3.5 Notices. Unless otherwise provided, any notice required or permitted by this Agreement shall be in writing and shall be deemed sufficient upon delivery, when delivered personally or by overnight courier or sent by facsimile, or 48 hours after being deposited in the U.S. mail, as certified or registered mail, with postage prepaid, and addressed to the party to be notified at such party's address or facsimile number as set forth on the signature pages hereto or as subsequently modified by written notice.
3.6 Severability. If one or more provisions of this Agreement are held to be unenforceable under applicable law, the parties agree to renegotiate such provision in good faith. In the event that the parties cannot reach a mutually agreeable and enforceable replacement for such provision, then (a) such provision shall be excluded from this Agreement, (b) the balance of the Agreement shall be interpreted as if such provision were so excluded and (c) the balance of the Agreement shall be enforceable in accordance with its terms.

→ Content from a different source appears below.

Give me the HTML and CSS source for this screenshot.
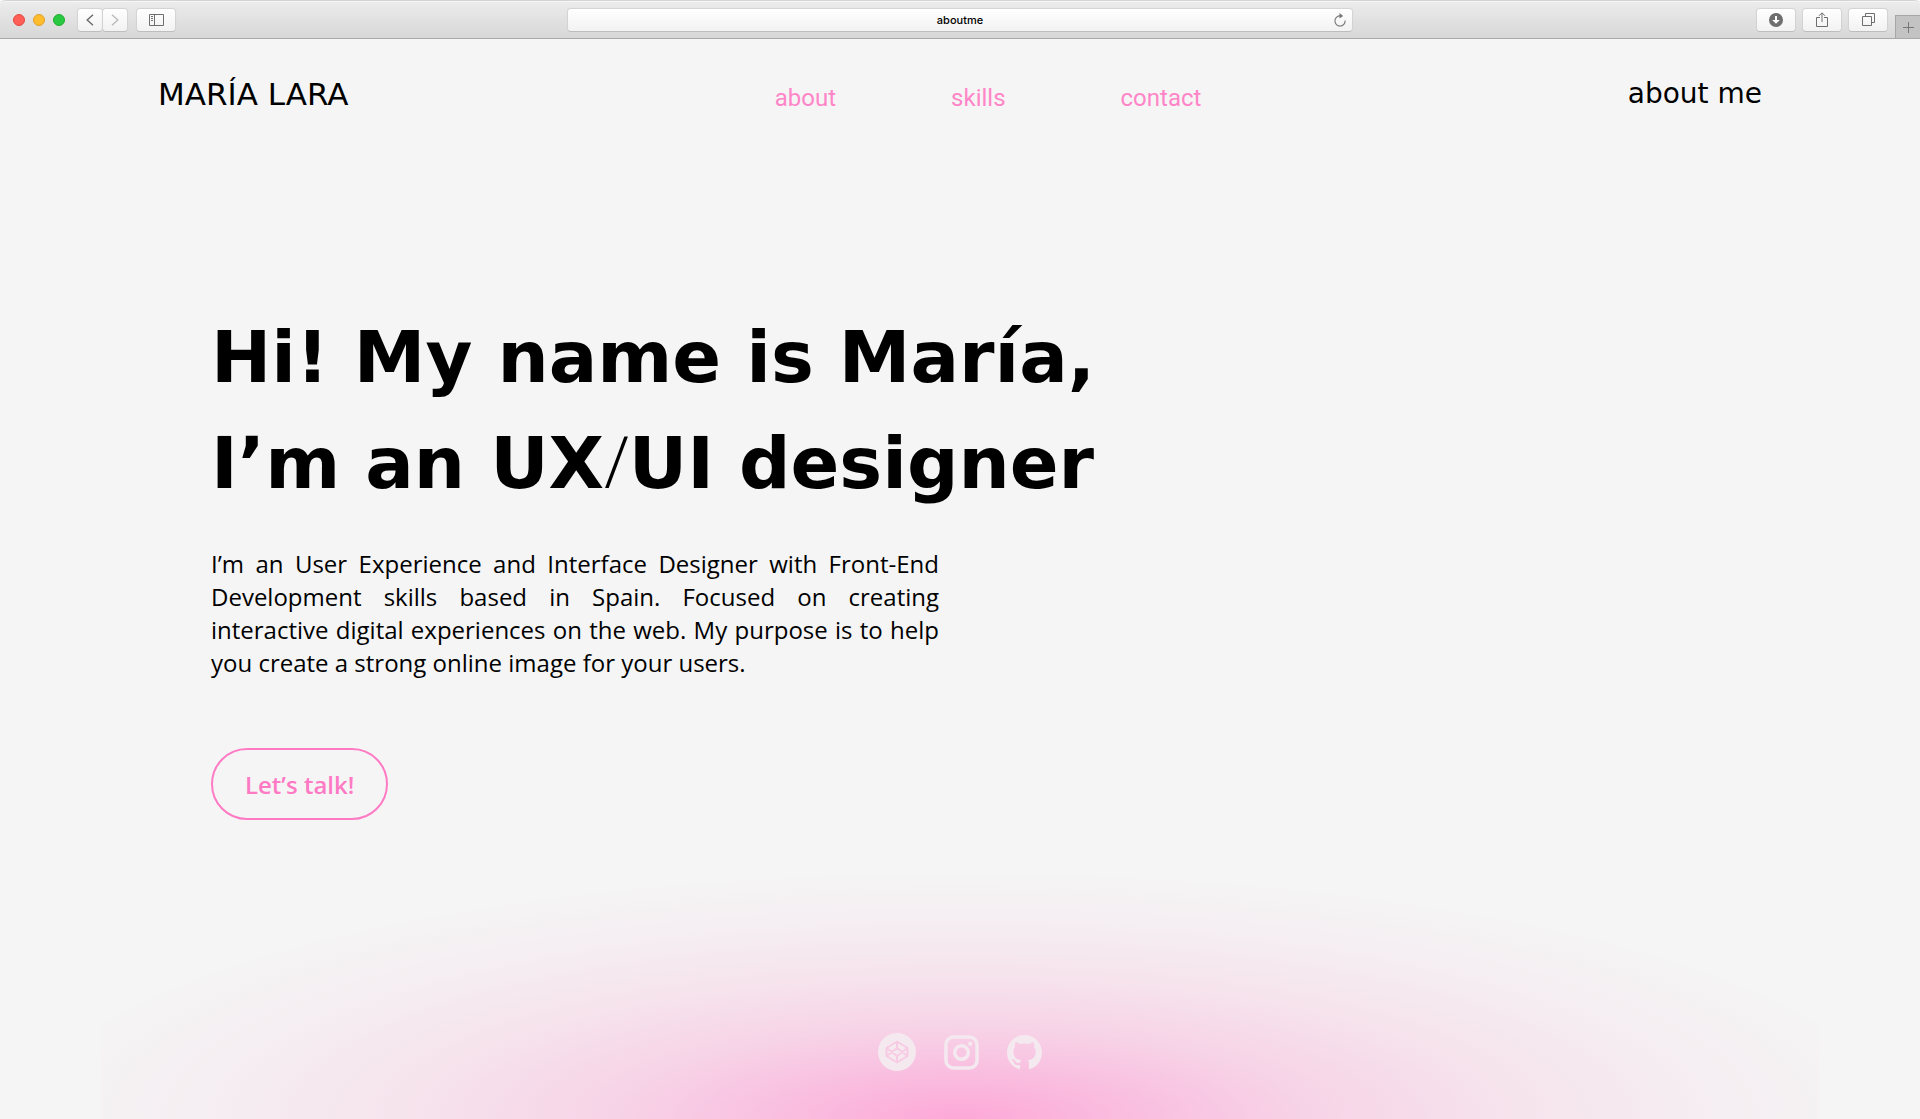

3.7 Governing Law. This Agreement and all acts and transactions pursuant hereto shall be governed, construed and interpreted in accordance with the laws of the State of California, without giving effect to principles of conflicts of laws.
3.8 Counterparts. This Agreement may be executed in two or more counterparts, each of which shall be deemed an original, but all of which together shall constitute one and the same instrument.
3.9 Titles and Subtitles. The titles and subtitles used in this Agreement are used for convenience only and are not to be considered in construing or interpreting this Agreement.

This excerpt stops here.